After getting them to a "good enough" state i copy them to the sprite sheet and complete the outlined on-the-floor sprite:

6ugHEyN.png

This process must be done for each sprite, as they need to look "complete" when on the floor but there's some Z-ordering going on in the marine's hands when in use. Then comes the trouble of picking the right colors for the weapons, because there's some hue-fighting going on with the marines' colors, and palette separation will be a must here. To make matters worse, each weapon will have around 8 variations of characteristics and about 6 colors, which are generated on the fly. Nasty.

Also i changed a little the fog representation and everything seems a lot smoother now:

vMc3vJt.gif

The trick here is changing the magnification filter for the FOG/lighting texture to GL_LINEAR (so it becomes blurry) and then the pixels that are out of vision just slowly fade out from 1.0 (total visibility) to 0.0 (total fog). Also, the colors don't go completely grey, but rather they get a slight sepia treatment, so they feel more murky.

Began working on new enemy sprites (namely the drone and tracer, they are robots and so must seem mechanical):

eQB4uCe.png

They currently die and throw blood (even on the ASCII version) and leave a bloody corpse, that will be changed to more mechanical things.

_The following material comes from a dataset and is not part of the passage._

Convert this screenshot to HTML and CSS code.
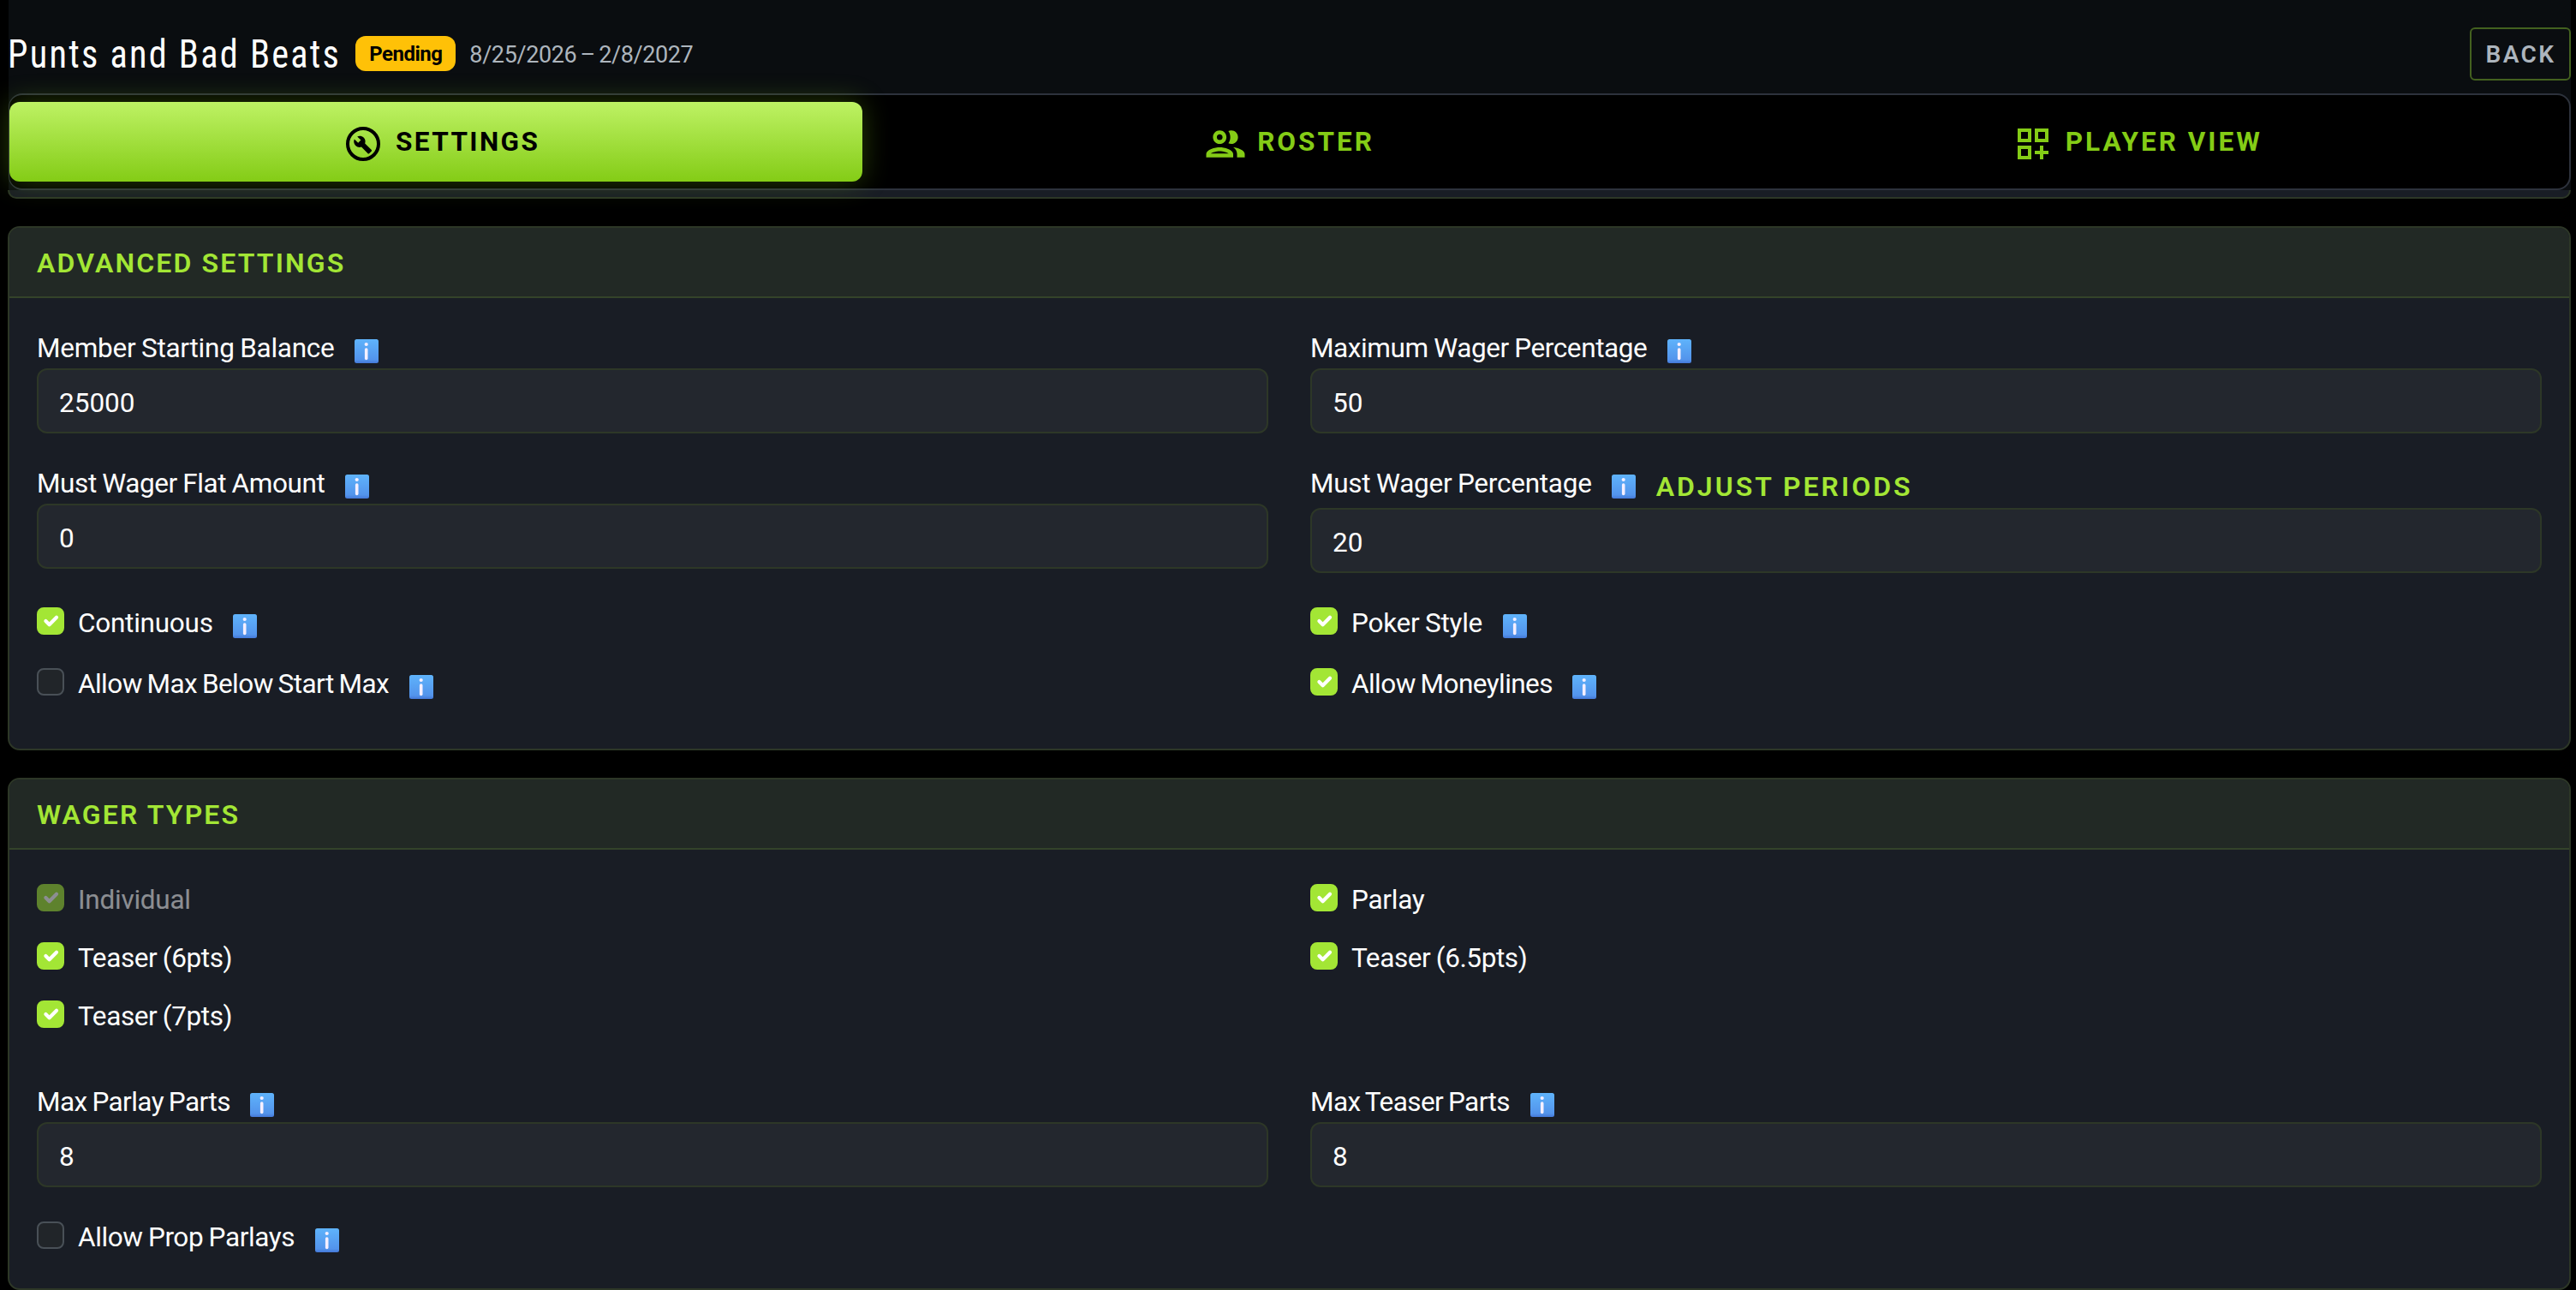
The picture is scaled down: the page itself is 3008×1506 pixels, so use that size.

The exploding barrels are in too, i'm changing the lighting of the sprites and tiles to a front left facing light (instead of the back left on the tileset) as it seems more natural from the point of view of the player, and that is causing some weirdness on the overall feeling of the game at the moment:

SmlSC4R.png[

Animated sprites and particles are in too, with some big explosions showing their faces.

MBXa570.gif

(In that image there's a bug whereas the enemies walk over walls, in reality those walls were destroyed and the tile is free to move).

Also, good part of the two weeks time, was solving a bug that came from implementing a naive mixer for the tiles. Fact was, the dropship tiles where being mixed with the floor tiles with the noisy mixing i implemented, and that wasn't very cool. Now i can switch mixing on a per-tile basis, letting the rendering engine know if it must mix or not.

qt4cwek.png

(Btw, in the first gif of this post you can see the incorrect mixing of the dropship's tiles with the floor).

Last but not least, i'm trying to not kill myself in the process of making this game, so i'm trying to get to bed early, and changing a little bit eating habits... next up is getting me some excersice, which is happening to be hard to begin with :/ As a recent popular article made the rounds, dead men write no code, so edging ourselves to get the game done in the least amount of times usually is counterproductive to the process itself.